A Place at the Table

By Heywood Hale Broun, Coffee House member since 1951; an address delivered at the annual New Members’ Dinner, October 29, 1996.

—Embedded in the long table is a silver design com­memorating the Coffee House membership of Jo Mielziner.  He was a distinguished stage designer, and nearly half a century ago created the settings for a Henry Fonda play called Point of No Return.  In the cast of that play was an obscure actor in a part the very name of which best speaks its narrow scope: “The Second Bank Clerk.” That actor, nibbling at the outer edge of the theatrical pie, was me, and I was quite startled to receive a letter from Mielziner indicating that he wished to put me up for the Coffee House Club.  I could not understand the eligibility of the failed son of a famous man, but quickly discovered that my sponsor saw me not as a failure or a success, but simply as one who might add a harmonious note to the conversational music of the round table.

—As the years passed and my career wound its chancy way, I realized that my place at the table meant more than my place on the ladder—that none of us was a success or a failure—all of us were simply Coffee House members, people devoted to agreeable, civilized conversation.

—You will, I am sure, remember those old fantasies about the weary traveler who, at twilight, takes a side road to a strangely antique inn and a lot of merriment among men in three-cornered hats and women in mobcaps.
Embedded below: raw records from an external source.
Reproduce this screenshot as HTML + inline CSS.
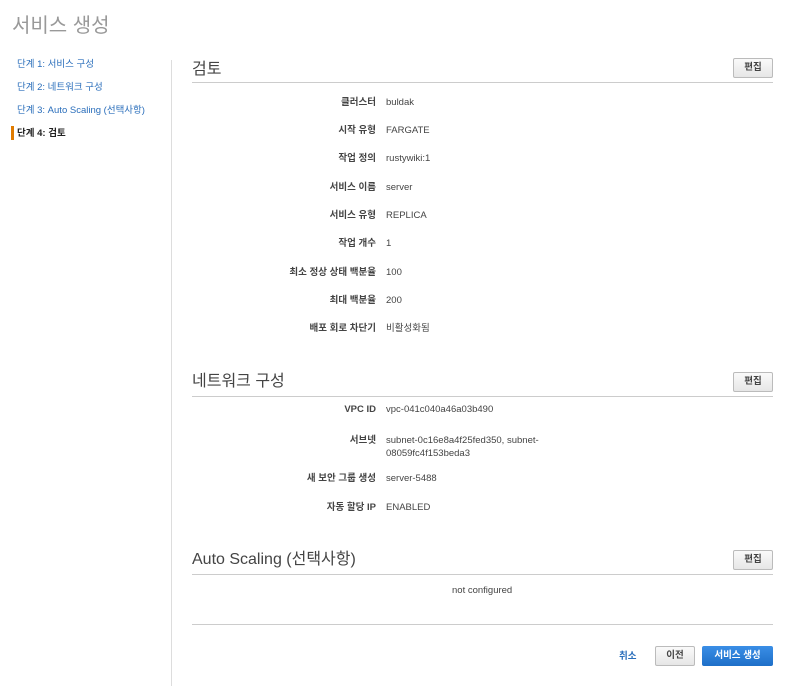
<!DOCTYPE html>
<html><head><meta charset="utf-8"><style>
body{margin:0;width:800px;height:686px;background:#fff;font-family:"Liberation Sans","Noto Sans CJK KR",sans-serif;font-size:9.5px;color:#333;position:relative;overflow:hidden}
.a{position:absolute;white-space:nowrap;line-height:14px}
.title{left:12px;top:13px;font-size:20px;line-height:26px;color:#999}
.nav{left:17px;font-size:9.5px;color:#2a6ebb}
.div{left:171px;top:60px;width:1px;height:626px;background:#ddd}
.h{left:192px;font-size:16px;line-height:20px;color:#444}
.line{left:192px;width:581px;height:1px;background:#ccc}
.btn{border:1px solid #bbb;border-radius:2px;background:linear-gradient(#fafafa,#e6e6e6);font-weight:bold;font-size:9.5px;color:#444;text-align:center;box-sizing:border-box}
.lab{right:424px;font-weight:bold;color:#444;text-align:right}
.val{left:386px;color:#444}
</style></head><body>
<div class="a title">서비스 생성</div>
<div class="a nav" style="top:58px">단계 1: 서비스 구성</div>
<div class="a nav" style="top:81px">단계 2: 네트워크 구성</div>
<div class="a nav" style="top:104px">단계 3: Auto Scaling (선택사항)</div>
<div class="a" style="left:11px;top:126px;width:3px;height:14px;background:#e07b00"></div>
<div class="a" style="left:17px;top:127px;font-weight:bold;color:#222">단계 4: 검토</div>
<div class="a div"></div>

<div class="a h" style="top:60px">검토</div>
<div class="a line" style="top:82px"></div>
<div class="a btn" style="left:733px;top:58px;width:40px;height:20px;line-height:18px">편집</div>
<div class="a lab" style="top:96px">클러스터</div><div class="a val" style="top:96px">buldak</div>
<div class="a lab" style="top:124px">시작 유형</div><div class="a val" style="top:124px">FARGATE</div>
<div class="a lab" style="top:152px">작업 정의</div><div class="a val" style="top:152px">rustywiki:1</div>
<div class="a lab" style="top:181px">서비스 이름</div><div class="a val" style="top:181px">server</div>
<div class="a lab" style="top:209px">서비스 유형</div><div class="a val" style="top:209px">REPLICA</div>
<div class="a lab" style="top:237px">작업 개수</div><div class="a val" style="top:237px">1</div>
<div class="a lab" style="top:266px">최소 정상 상태 백분율</div><div class="a val" style="top:266px">100</div>
<div class="a lab" style="top:294px">최대 백분율</div><div class="a val" style="top:294px">200</div>
<div class="a lab" style="top:322px">배포 회로 차단기</div><div class="a val" style="top:322px">비활성화됨</div>

<div class="a h" style="top:372px">네트워크 구성</div>
<div class="a line" style="top:396px"></div>
<div class="a btn" style="left:733px;top:372px;width:40px;height:20px;line-height:18px">편집</div>
<div class="a lab" style="top:403px">VPC ID</div><div class="a val" style="top:403px">vpc-041c040a46a03b490</div>
<div class="a lab" style="top:434px">서브넷</div><div class="a val" style="top:434px;line-height:13px">subnet-0c16e8a4f25fed350, subnet-<br>08059fc4f153beda3</div>
<div class="a lab" style="top:472px">새 보안 그룹 생성</div><div class="a val" style="top:472px">server-5488</div>
<div class="a lab" style="top:501px">자동 할당 IP</div><div class="a val" style="top:501px">ENABLED</div>

<div class="a h" style="top:550px">Auto Scaling (선택사항)</div>
<div class="a line" style="top:574px"></div>
<div class="a btn" style="left:733px;top:550px;width:40px;height:20px;line-height:18px">편집</div>
<div class="a" style="left:452px;top:584px;color:#444">not configured</div>
<div class="a line" style="top:624px"></div>

<div class="a" style="left:619px;top:650px;color:#2a6ebb;font-weight:bold">취소</div>
<div class="a btn" style="left:655px;top:646px;width:40px;height:20px;line-height:18px">이전</div>
<div class="a" style="left:702px;top:646px;width:71px;height:20px;line-height:20px;border-radius:2px;background:linear-gradient(#3a8ee6,#1e6fc8);color:#fff;font-weight:bold;text-align:center">서비스 생성</div>
</body></html>
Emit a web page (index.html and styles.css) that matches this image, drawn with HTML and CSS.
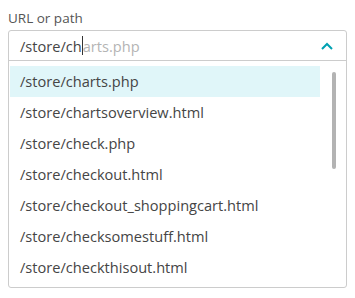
FILE: index.html
```html
<!DOCTYPE html>
<html lang="en">
<head>
  <meta charset="UTF-8">
  <title>URL or path</title>
  <link rel="stylesheet" href="styles.css">
</head>
<body>
<div class="field">
  <label class="field-label" for="url">URL or path</label>
  <div class="combo">
    <div class="combo-input" id="url">
      <span class="typed">/store/ch</span><span class="caret"></span><span class="hint">arts.php</span>
      <svg class="chevron" width="12" height="8" viewBox="0 0 12 8">
        <polyline points="1,7 6,2 11,7" />
      </svg>
    </div>
    <div class="combo-list">
      <ul class="options">
        <li class="option active">/store/charts.php</li>
        <li class="option">/store/chartsoverview.html</li>
        <li class="option">/store/check.php</li>
        <li class="option">/store/checkout.html</li>
        <li class="option">/store/checkout_shoppingcart.html</li>
        <li class="option">/store/checksomestuff.html</li>
        <li class="option">/store/checkthisout.html</li>
      </ul>
      <div class="scrollbar"></div>
    </div>
  </div>
</div>
</body>
</html>
```

FILE: styles.css
```css
html {
  background: #ffffff;
}
body {
  margin: 0;
  padding: 8px;
  font-family: "Open Sans", "DejaVu Sans", sans-serif;
  color: #4d4d4d;
}
.field-label {
  display: block;
  font-size: 13.5px;
  line-height: 16px;
  padding-top: 2px;
  margin-bottom: 4px;
  color: #555555;
}
.combo {
  width: 339px;
  box-sizing: border-box;
  border: 1px solid #cccccc;
  border-radius: 3px;
}
.combo-input {
  display: flex;
  align-items: center;
  height: 29px;
  padding: 0 13px 0 11px;
  font-size: 14.6px;
  border-bottom: 1px solid #cccccc;
}
.typed {
  color: #454545;
}
.caret {
  display: inline-block;
  width: 1px;
  height: 19px;
  background: #333333;
}
.hint {
  color: #b4b4b4;
}
.chevron {
  margin-left: auto;
}
.chevron polyline {
  fill: none;
  stroke: #00a1b2;
  stroke-width: 2;
}
.combo-list {
  display: flex;
  padding: 5px 10px 4px 1px;
}
.options {
  flex: 1;
  list-style: none;
  margin: 0;
  padding: 0;
}
.option {
  height: 31px;
  line-height: 31px;
  padding-left: 10px;
  font-size: 14.6px;
  color: #454545;
  white-space: nowrap;
}
.option.active {
  background: #e0f6f9;
}
.scrollbar {
  width: 4px;
  height: 97px;
  margin: 6px 0 0 12px;
  border-radius: 2px;
  background: #b3b3b3;
}
```
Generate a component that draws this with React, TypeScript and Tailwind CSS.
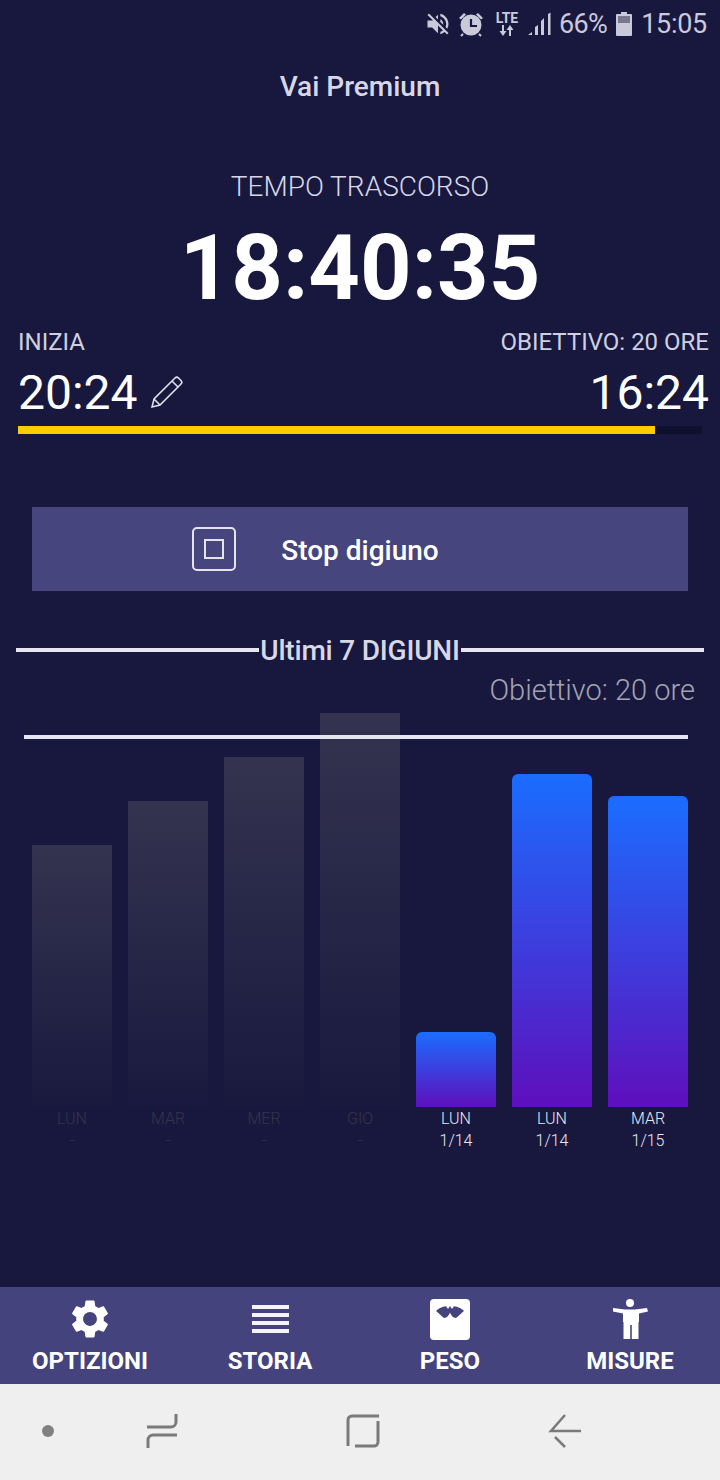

The traveler has the time of his life but, later, can never find the road or the inn again.

—The good thing about our magic inn is that West 45th Street is easy to find and, though the hats are ordi­nary, the timeless ease and good cheer match any fourth dimension refuge.

—G.K. Chesterton thought of heaven as “The Inn At the End of the World.” In my long years at the Coffee House, a lot of men and, more lately, women, have departed our table, leaving only merriment behind.  Sydney Smith, the 19th century clergyman who aspired to eat paté de foie to the sound of trumpets, which he considered a suitable entrance to the hereafter, thought of heaven as a march up a winding staircase to a place where a footman threw open a door to an eternal luncheon party.

—I hope there is somewhere out ahead of me an eternal Coffee House where I will meet Hoby Weekes, Nat Benchley, Paul Bonner, Jo Mielziner, and all the others who took me into a luncheon party sadly not eternal, but one where care never climbed the stairs.

—To you, new members, I extend the hope that your stay here will be as long and as happy as mine, and that everything will stay the same except the subject of conversation.